## GIVEN INSTRUCTION
How many lines of these records hold the string "index"? Reply with the number alone.
--- Begin MATERIAL FOR THE TASK ---
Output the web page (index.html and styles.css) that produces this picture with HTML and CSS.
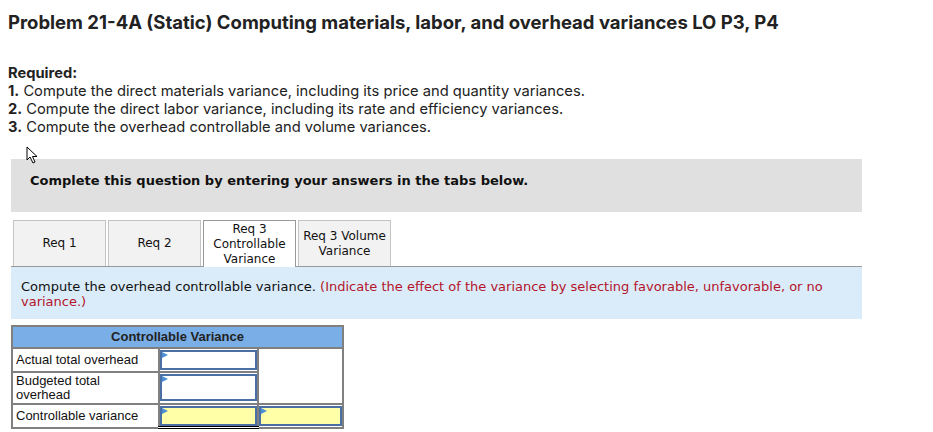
FILE: index.html
```html
<!DOCTYPE html>
<html>
<head>
<meta charset="utf-8">
<link rel="stylesheet" href="styles.css">
</head>
<body>
<h1 class="title">Problem 21-4A (Static) Computing materials, labor, and overhead variances LO P3, P4</h1>
<div class="required">
  <p class="req-head">Required:</p>
  <p><b>1.</b> Compute the direct materials variance, including its price and quantity variances.</p>
  <p><b>2.</b> Compute the direct labor variance, including its rate and efficiency variances.</p>
  <p><b>3.</b> Compute the overhead controllable and volume variances.</p>
</div>
<div class="cursor-row">
  <svg class="cursor" width="13" height="18" viewBox="0 0 13 18"><path d="M1 1 L1 14 L4 11 L7 17 L9 16 L6.5 10.5 L11 10.5 Z" fill="#fff" stroke="#000" stroke-width="1" stroke-linejoin="miter"/></svg>
</div>
<div class="panel">
  <div class="banner">Complete this question by entering your answers in the tabs below.</div>
  <div class="tabs">
    <div class="tab">Req 1</div>
    <div class="tab">Req 2</div>
    <div class="tab active">Req 3<br>Controllable<br>Variance</div>
    <div class="tab">Req 3 Volume<br>Variance</div>
  </div>
  <div class="instr">Compute the overhead controllable variance. <span class="red">(Indicate the effect of the variance by selecting favorable, unfavorable, or no variance.)</span></div>
  <table class="cv">
    <colgroup><col class="c1"><col class="c2"><col class="c3"></colgroup>
    <tr class="hd"><th colspan="3">Controllable Variance</th></tr>
    <tr class="r1">
      <td class="lbl">Actual total overhead</td>
      <td class="inp"><div class="box"></div></td>
      <td class="blank" rowspan="2"></td>
    </tr>
    <tr class="r2">
      <td class="lbl">Budgeted total<br>overhead</td>
      <td class="inp"><div class="box tall"></div></td>
    </tr>
    <tr class="r3">
      <td class="lbl">Controllable variance</td>
      <td class="inp dbl"><div class="box yellow"></div></td>
      <td class="inp"><div class="box yellow"></div></td>
    </tr>
  </table>
</div>
</body>
</html>
```

FILE: styles.css
```css
html, body { margin: 0; padding: 0; background: #fff; }
body { padding: 0 8px; color: #222; }
.title {
  font-family: "Inter", sans-serif;
  font-weight: 700;
  font-size: 18.5px;
  line-height: 22px;
  margin: 0;
  padding-top: 11px;
  color: #222;
}
.required {
  margin-top: 31px;
  font-family: "Inter", sans-serif;
  font-size: 14.7px;
  line-height: 18px;
  color: #222;
}
.required p { margin: 0; }
.req-head { font-weight: 700; }
.cursor-row { height: 23px; padding-left: 18px; padding-top: 10px; box-sizing: border-box; }
.cursor { display: block; position: relative; z-index: 1; }
.panel { margin-left: 3px; width: 851px; }
.banner {
  background: #e0e0e0;
  height: 53px;
  box-sizing: border-box;
  padding: 14px 0 0 19px;
  font-family: "DejaVu Sans", Verdana, sans-serif;
  font-weight: 700;
  font-size: 13px;
  color: #111;
}
.tabs {
  display: flex;
  gap: 2px;
  margin-top: 8px;
  padding-left: 2px;
  border-bottom: 1px solid #999;
}
.tab {
  width: 93px;
  height: 46px;
  box-sizing: border-box;
  background: #f2f2f2;
  border: 1px solid #c4c4c4;
  border-bottom: none;
  display: flex;
  align-items: center;
  justify-content: center;
  text-align: center;
  font-family: "DejaVu Sans", Verdana, sans-serif;
  font-size: 12px;
  line-height: 15px;
  color: #111;
}
.tab.active {
  background: #fff;
  border-color: #999;
  margin-bottom: -1px;
  height: 47px;
}
.instr {
  background: #daecf9;
  height: 52px;
  box-sizing: border-box;
  padding: 12px 10px 0 10px;
  font-family: "DejaVu Sans", Verdana, sans-serif;
  font-size: 13px;
  line-height: 15px;
  color: #111;
}
.red { color: #b5142b; }
.cv {
  margin-top: 6px;
  border-collapse: collapse;
  table-layout: fixed;
  width: 331px;
  font-family: "Liberation Sans", Arial, sans-serif;
  font-size: 13px;
  color: #111;
}
.c1 { width: 147px; }
.c2 { width: 99px; }
.c3 { width: 85px; }
.cv th {
  background: #7aaee6;
  border: 2px solid #808080;
  height: 20px;
  padding: 0;
  font-weight: 700;
  color: #222;
  font-size: 13px;
  line-height: 18px;
}
.cv td {
  border: 2px solid #808080;
  padding: 0;
  vertical-align: top;
}
.cv td.lbl {
  padding: 0 2px 0 3px;
  line-height: 14px;
  vertical-align: middle;
}
.r1 td { height: 21px; }
.r2 td { height: 29px; }
.r3 td { height: 20px; }
.cv td.blank { background: #fff; }
.cv td.inp { padding: 1px 0 0 0; }
.box {
  position: relative;
  height: 20px;
  border: 2px solid #4a6fa5;
  background: #fff;
  box-sizing: border-box;
}
.box.tall { height: 27px; }
.box.yellow { background: #ffffa8; height: 20px; }
.box::before {
  content: "";
  position: absolute;
  left: 0; top: 0;
  border-left: 6px solid #4a8fd8;
  border-top: 3px solid transparent;
  border-bottom: 3px solid transparent;
}
.cv td.dbl { border-bottom: 3px double #000; }
```
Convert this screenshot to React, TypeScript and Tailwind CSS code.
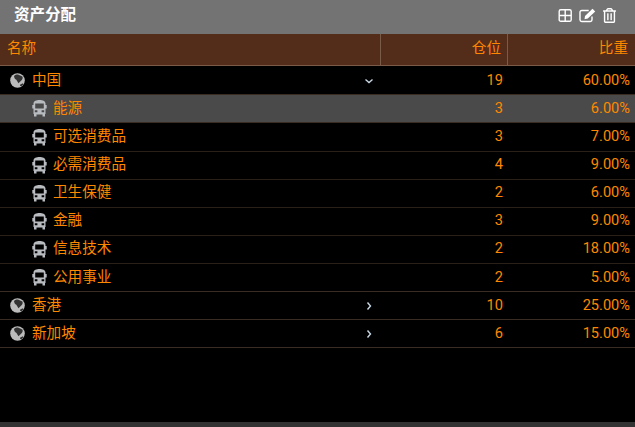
import { FaRegTrashAlt } from "react-icons/fa";

const rows = [
  { type: "group", name: "中国", pos: "19", pct: "60.00%", open: true },
  { type: "leaf", name: "能源", pos: "3", pct: "6.00%", active: true },
  { type: "leaf", name: "可选消费品", pos: "3", pct: "7.00%" },
  { type: "leaf", name: "必需消费品", pos: "4", pct: "9.00%" },
  { type: "leaf", name: "卫生保健", pos: "2", pct: "6.00%" },
  { type: "leaf", name: "金融", pos: "3", pct: "9.00%" },
  { type: "leaf", name: "信息技术", pos: "2", pct: "18.00%" },
  { type: "leaf", name: "公用事业", pos: "2", pct: "5.00%", last: true },
  { type: "group", name: "香港", pos: "10", pct: "25.00%" },
  { type: "group", name: "新加坡", pos: "6", pct: "15.00%" },
];

function Globe() {
  return (
    <svg width="15" height="15" viewBox="0 0 15 15" className="mr-[7px] shrink-0">
      <circle cx="7.500" cy="7.500" r="7.300" fill="#bcbcbc" />
      <path d="M4 3c1.500-1.300 3-1.600 4.500-1.300L12.300 3.500c.8 1.200.3 2.600-.5 3.400L8.500 10.300 6.300 6.800C5 6.300 4.200 5 4 3Z" fill="#333333" />
      <path d="M10 11.800l2.700-1.500.7 1.200-1.900 1.800-1.500-.5Z" fill="#333333" />
    </svg>
  );
}

function Bus() {
  return (
    <svg width="15" height="17" viewBox="0 0 15 17" className="mr-[6px] shrink-0">
      <path
        fillRule="evenodd"
        fill="#b8bcc0"
        d="M1.500 3.500C1.500 1 4.500 0 7.500 0s6 1 6 3.500V5h1.200v3.500h-1.200v5.500H13v2.500H10.500V14.500h-6V16.500H2V14H1.500V8.500H.3V5h1.200V3.500ZM3.200 3.500v5h8.600v-5H3.200ZM2.800 10.200v2h2.600v-2H2.800ZM9.600 10.200v2h2.600v-2H9.600Z"
      />
    </svg>
  );
}

function Chevron({ open }: { open?: boolean }) {
  return (
    <svg width="10" height="10" viewBox="0 0 10 10" fill="none" stroke="#c8d8e4" strokeWidth="1.400">
      <path d={open ? "M1.500 3.500 5 6.500 8.500 3.500" : "M3.500 1.500 6.500 5 3.500 8.500"} />
    </svg>
  );
}

export default function App() {
  return (
    <div className="flex h-[427px] w-[635px] flex-col overflow-hidden bg-black font-['Roboto','Noto_Sans_CJK_SC',sans-serif] text-[14.6px] text-[#ff8800]">
      <div className="flex h-[34px] shrink-0 items-center justify-between bg-[#737373] pb-[4px] pl-[14px] pr-[18px] text-white">
        <span className="pt-[2px] text-[15.500px] font-bold">资产分配</span>
        <div className="flex items-center gap-[6px]">
          <svg width="15" height="15" viewBox="0 0 15 15" fill="none" stroke="white" strokeWidth="1.400">
            <rect x="1.200" y="1.700" width="12" height="11.600" rx="1.600" />
            <path d="M7.200 1.700v11.600M1.200 7.500h12" />
          </svg>
          <svg width="17" height="15" viewBox="0 0 17 15" fill="none">
            <path d="M13 8.500v3.300a1.700 1.700 0 0 1-1.700 1.700H2.700A1.700 1.700 0 0 1 1 11.800V4.200a1.700 1.700 0 0 1 1.700-1.700h7" stroke="white" strokeWidth="1.400" />
            <path d="M6 8 13.500 .8 16.200 3.400 8.800 10.600 5.500 11.200Z" fill="white" />
          </svg>
          <FaRegTrashAlt size={15} />
        </div>
      </div>
      <div className="flex h-[32px] shrink-0 border-b border-[#7a5a48] bg-[#542d1a] leading-[29px]">
        <div className="flex-1 border-r border-[#7a5a48] pl-[7px]">名称</div>
        <div className="w-[127px] border-r border-[#7a5a48] pr-[6px] text-right">仓位</div>
        <div className="w-[127px] pr-[7px] text-right">比重</div>
      </div>
      <div className="flex-1 pt-[1.300px]">
        {rows.map((r) => (
          <div
            key={r.name}
            className={`flex h-[28.1px] items-center border-b ${r.type === "group" || r.last || r.active ? "border-[#3a2c22]" : "border-[#2a2018]"} ${r.active ? "bg-[#4a4a4a]" : ""}`}
          >
            <div className={`flex flex-1 items-center ${r.type === "group" ? "pl-[10px]" : "pl-[32px]"}`}>
              {r.type === "group" ? <Globe /> : <Bus />}
              <span>{r.name}</span>
            </div>
            <div className="flex w-[18px] items-center justify-center">
              {r.type === "group" && <Chevron open={r.open} />}
            </div>
            <div className="w-[130px] pr-[5px] text-right">{r.pos}</div>
            <div className="w-[127px] pr-[5px] text-right">{r.pct}</div>
          </div>
        ))}
      </div>
      <div className="h-[5px] shrink-0 bg-[#333333]" />
    </div>
  );
}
--- End MATERIAL FOR THE TASK ---
## RESULT OF THE EXERCISE
3